1. (10 points) Open the Course_Data_Set.RData file in RStudio. You need to generate descriptive

statistics for variables and answer questions related to the distribution of two variables.

a. For the Height_inches variable, use the summary command to generate descriptive

statistics. The Height_inches variable measures the height (in inches) of the students in

the Course Data Set. In the document you upload for this assignment, include:

i. the R code you used to generate the descriptive statistics, including any

comments (IMPORTANT INSTRUCTIONS: you MUST include your name in a

comment line of the R code for #1.a.)

ii. an image of the descriptive statistics output in RStudio

b. For the HS_GPA variable, use the summary command to generate descriptive statistics.

The HS_GPA variable measures the high school grade point average (GPA) of the

students in the Course Data Set. In the document you upload for this assignment,

include:

i. the R code you used to generate the descriptive statistics, including any

comments (IMPORTANT INSTRUCTIONS: you MUST include your name in a

comment line of the R code for #1.b.)

ii. an image of the descriptive statistics output in RStudio

c. Using the 1.5*(IQR) criterion for outliers, for the distribution of students enrolled in

introductory statistics courses, would a height of 80 inches be considered an outlier?

Show all work.

d. Using the 1.5*(IQR) criterion for outliers, for the distribution of students enrolled in

introductory statistics courses, would a high school GPA of 1.85 be considered an

outlier? Show all work.

2. (15 points) Open the Course_Data_Set.RData file in RStudio. You need to create histograms for

variables and answer questions related to the distribution of the variables.

a. For the Height_inches variable, create two histograms (one with the default number of

bins/intervals, and one with 6 bins/intervals). Your histogram should have proper axis

labels. In the document you upload for this assignment, include:

i. the R code you used to generate the histograms, including any comments

ii. separate images of the histograms from the Plots/Zoom section of RStudio.

IMPORTANT INSTRUCTIONS: the titles of the histograms MUST include your

name. The title of the histogram with default bins MUST read “Distribution of

Student Height with default bins, created by FirstName LastName”. For

example, if Dr. Khurana created the histogram, the title would read

“Distribution of Student Height with default bins, created by Dr. Khurana”. The

title of the histogram with 6 bins MUST read “Distribution of Student Height

with 6 bins, created by FirstName LastName”.

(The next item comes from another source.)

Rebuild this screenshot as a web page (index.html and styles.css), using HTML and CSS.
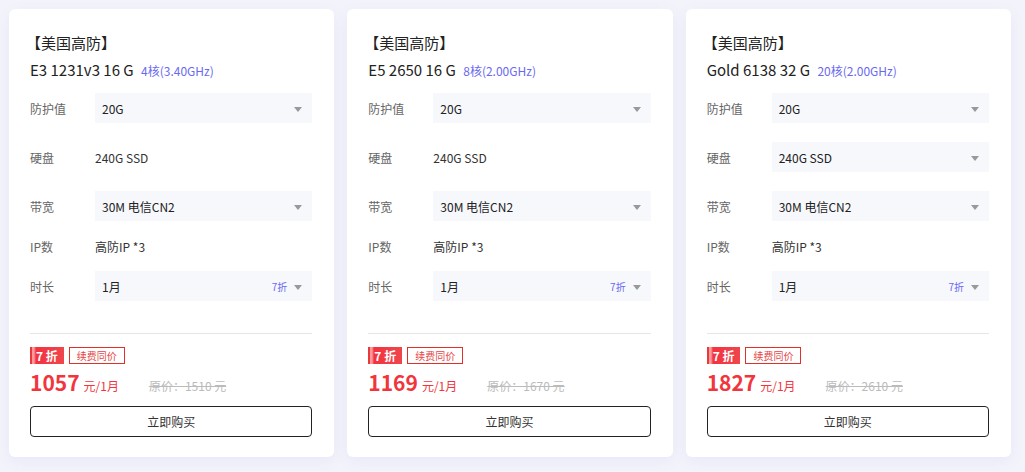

b. Based on the histograms, describe the distribution of student height (shape, center,

spread, outliers). Does your interpretation of the distribution of student height differ

depending on which histogram you examine (number of bins/intervals)?

c. Using only one of the histograms for student height, within which interval does the

median height fall? In your response to this question, do NOT refer to the descriptive

statistics generated for #1.a. Provide the endpoints of the interval, indicate which

histogram you used (number of bins/intervals), and explain how you arrived at your

answer.

d. For the HS_GPA variable, create two histograms (one with the default number of

bins/intervals, and one with 8 bins/intervals). In the document you upload for this

assignment, include:

i. the R code you used to generate the histograms, including any comments

ii. separate images of the histograms from the Plots/Zoom section of RStudio.

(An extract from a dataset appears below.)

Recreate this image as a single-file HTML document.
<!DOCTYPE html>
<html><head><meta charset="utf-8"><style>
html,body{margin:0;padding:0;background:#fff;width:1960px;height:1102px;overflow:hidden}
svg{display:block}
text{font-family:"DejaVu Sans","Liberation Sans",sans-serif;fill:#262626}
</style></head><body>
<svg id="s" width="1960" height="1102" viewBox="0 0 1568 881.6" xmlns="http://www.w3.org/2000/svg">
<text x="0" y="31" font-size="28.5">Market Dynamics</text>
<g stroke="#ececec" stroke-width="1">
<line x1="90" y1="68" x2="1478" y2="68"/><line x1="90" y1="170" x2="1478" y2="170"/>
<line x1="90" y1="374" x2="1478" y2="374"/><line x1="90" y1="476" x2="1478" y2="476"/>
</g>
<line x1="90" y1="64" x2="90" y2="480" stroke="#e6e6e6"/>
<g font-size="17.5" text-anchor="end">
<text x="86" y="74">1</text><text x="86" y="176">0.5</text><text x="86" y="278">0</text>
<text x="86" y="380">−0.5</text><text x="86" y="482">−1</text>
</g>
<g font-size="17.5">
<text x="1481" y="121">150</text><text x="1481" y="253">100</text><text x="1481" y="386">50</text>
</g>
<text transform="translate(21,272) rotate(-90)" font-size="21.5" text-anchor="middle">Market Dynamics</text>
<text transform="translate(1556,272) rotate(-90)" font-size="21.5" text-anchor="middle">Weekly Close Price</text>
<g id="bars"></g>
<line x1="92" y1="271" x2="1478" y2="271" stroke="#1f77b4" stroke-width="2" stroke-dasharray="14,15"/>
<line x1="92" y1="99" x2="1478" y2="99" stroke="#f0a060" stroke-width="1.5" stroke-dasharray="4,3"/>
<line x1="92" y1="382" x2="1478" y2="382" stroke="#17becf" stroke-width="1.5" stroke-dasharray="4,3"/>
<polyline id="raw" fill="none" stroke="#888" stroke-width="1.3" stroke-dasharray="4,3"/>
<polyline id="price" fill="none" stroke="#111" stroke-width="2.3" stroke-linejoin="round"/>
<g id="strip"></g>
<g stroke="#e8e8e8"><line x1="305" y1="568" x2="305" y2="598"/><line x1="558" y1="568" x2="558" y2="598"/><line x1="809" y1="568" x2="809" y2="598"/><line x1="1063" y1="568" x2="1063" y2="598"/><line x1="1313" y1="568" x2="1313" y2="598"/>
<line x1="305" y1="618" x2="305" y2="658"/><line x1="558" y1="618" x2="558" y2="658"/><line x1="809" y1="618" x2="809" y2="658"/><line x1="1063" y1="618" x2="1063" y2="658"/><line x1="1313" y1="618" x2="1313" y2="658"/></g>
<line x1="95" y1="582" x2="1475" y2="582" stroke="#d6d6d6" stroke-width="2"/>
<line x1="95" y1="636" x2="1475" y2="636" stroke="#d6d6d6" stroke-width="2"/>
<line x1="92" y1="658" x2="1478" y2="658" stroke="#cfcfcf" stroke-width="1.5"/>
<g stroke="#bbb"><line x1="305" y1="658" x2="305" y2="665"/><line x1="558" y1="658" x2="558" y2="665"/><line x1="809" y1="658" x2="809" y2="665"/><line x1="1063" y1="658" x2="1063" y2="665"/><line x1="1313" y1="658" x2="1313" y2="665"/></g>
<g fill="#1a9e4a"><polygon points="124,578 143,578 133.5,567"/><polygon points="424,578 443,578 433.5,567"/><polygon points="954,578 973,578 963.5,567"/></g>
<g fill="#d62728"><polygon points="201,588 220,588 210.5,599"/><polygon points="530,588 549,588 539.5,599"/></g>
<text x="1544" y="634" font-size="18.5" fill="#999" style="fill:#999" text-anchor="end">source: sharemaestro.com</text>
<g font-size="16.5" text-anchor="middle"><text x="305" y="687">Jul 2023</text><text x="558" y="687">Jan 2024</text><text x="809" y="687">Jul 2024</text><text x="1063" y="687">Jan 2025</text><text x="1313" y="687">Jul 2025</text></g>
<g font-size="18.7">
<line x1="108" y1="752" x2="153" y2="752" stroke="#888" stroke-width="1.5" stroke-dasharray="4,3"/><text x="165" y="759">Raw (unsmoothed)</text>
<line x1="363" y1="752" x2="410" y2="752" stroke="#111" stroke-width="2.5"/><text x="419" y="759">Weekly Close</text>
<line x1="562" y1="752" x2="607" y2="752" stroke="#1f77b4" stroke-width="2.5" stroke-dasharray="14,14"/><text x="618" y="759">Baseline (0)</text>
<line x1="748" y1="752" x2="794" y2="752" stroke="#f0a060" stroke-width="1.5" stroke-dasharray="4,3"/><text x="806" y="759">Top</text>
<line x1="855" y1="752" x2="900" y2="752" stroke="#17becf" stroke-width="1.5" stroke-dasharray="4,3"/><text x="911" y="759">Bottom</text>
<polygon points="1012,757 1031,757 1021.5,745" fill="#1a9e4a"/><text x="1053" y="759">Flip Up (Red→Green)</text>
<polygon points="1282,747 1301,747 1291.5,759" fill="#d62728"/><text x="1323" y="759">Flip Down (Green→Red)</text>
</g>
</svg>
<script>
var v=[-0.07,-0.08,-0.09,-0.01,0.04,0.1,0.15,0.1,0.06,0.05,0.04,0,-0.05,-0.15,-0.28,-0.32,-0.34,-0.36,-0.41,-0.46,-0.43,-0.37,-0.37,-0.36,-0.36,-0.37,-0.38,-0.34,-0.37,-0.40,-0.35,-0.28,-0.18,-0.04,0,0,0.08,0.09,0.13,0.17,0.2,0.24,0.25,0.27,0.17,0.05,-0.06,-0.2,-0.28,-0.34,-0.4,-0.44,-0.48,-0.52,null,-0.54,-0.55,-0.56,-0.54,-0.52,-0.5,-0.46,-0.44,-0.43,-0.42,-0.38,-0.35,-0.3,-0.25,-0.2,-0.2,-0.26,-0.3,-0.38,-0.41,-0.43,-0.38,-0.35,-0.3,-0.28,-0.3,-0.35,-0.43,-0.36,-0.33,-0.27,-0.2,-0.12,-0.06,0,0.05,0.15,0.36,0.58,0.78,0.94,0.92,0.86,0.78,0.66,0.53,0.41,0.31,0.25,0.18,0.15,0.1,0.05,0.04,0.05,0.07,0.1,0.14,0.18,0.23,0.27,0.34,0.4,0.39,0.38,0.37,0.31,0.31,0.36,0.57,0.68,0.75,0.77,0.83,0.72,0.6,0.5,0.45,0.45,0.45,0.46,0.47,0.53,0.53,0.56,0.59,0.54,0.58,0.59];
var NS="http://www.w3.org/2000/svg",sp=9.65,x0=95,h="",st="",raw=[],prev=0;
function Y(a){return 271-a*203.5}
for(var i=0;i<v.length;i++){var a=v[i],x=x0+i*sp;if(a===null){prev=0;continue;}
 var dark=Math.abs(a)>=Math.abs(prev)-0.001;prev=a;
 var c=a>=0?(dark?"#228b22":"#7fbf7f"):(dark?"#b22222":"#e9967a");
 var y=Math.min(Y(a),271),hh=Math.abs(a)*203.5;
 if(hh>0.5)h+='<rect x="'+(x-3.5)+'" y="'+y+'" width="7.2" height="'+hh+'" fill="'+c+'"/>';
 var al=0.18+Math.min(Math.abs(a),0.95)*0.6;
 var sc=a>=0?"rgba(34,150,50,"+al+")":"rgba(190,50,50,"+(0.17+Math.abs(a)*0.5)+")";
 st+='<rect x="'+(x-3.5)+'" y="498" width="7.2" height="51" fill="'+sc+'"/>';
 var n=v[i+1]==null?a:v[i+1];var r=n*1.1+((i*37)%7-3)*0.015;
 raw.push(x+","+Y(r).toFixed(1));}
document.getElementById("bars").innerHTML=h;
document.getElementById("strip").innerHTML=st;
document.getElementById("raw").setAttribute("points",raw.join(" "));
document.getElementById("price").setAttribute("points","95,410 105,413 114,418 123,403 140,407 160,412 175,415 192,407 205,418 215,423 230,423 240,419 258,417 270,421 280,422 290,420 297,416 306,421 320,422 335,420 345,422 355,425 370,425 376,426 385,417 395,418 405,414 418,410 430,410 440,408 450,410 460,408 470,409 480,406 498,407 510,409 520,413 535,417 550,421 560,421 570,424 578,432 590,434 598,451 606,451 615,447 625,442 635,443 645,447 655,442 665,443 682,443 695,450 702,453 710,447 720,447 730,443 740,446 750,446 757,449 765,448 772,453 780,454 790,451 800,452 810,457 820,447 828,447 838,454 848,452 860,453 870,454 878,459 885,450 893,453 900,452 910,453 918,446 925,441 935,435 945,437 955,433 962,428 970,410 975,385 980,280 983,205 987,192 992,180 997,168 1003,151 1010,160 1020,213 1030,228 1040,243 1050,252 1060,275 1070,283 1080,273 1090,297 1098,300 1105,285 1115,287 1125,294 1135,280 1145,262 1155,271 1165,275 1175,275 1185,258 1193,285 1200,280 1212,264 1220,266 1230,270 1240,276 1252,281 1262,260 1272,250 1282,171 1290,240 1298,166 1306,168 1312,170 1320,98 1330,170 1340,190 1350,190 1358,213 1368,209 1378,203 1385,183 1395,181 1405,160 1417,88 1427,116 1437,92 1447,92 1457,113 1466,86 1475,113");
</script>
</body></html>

IMPORTANT INSTRUCTIONS: the titles of the histograms MUST include your

name. The title of the histogram with default bins MUST read “Distribution of

High School GPA with default bins, created by FirstName LastName”. For

example, if Dr. Khurana created the histogram, the title would read

“Distribution of High School GPA with default bins, created by Dr. Khurana”. The

title of the histogram with 8 bins MUST read “Distribution of High School GPA

with 8 bins, created by FirstName LastName”.

e. Based on the histograms, describe the distribution of high school GPA (shape, center,

spread, outliers). Does your interpretation of the distribution of high school GPA differ

depending on which histogram you examine (number of bins/intervals)?

f. Using only one of the histograms for high school GPA, within which interval does the

median high school GPA fall? In your response to this question, do NOT refer to the

descriptive statistics generated for #1.b. Provide the endpoints of the interval, indicate

which histogram you used (number of bins/intervals), and explain how you arrived at

your answer.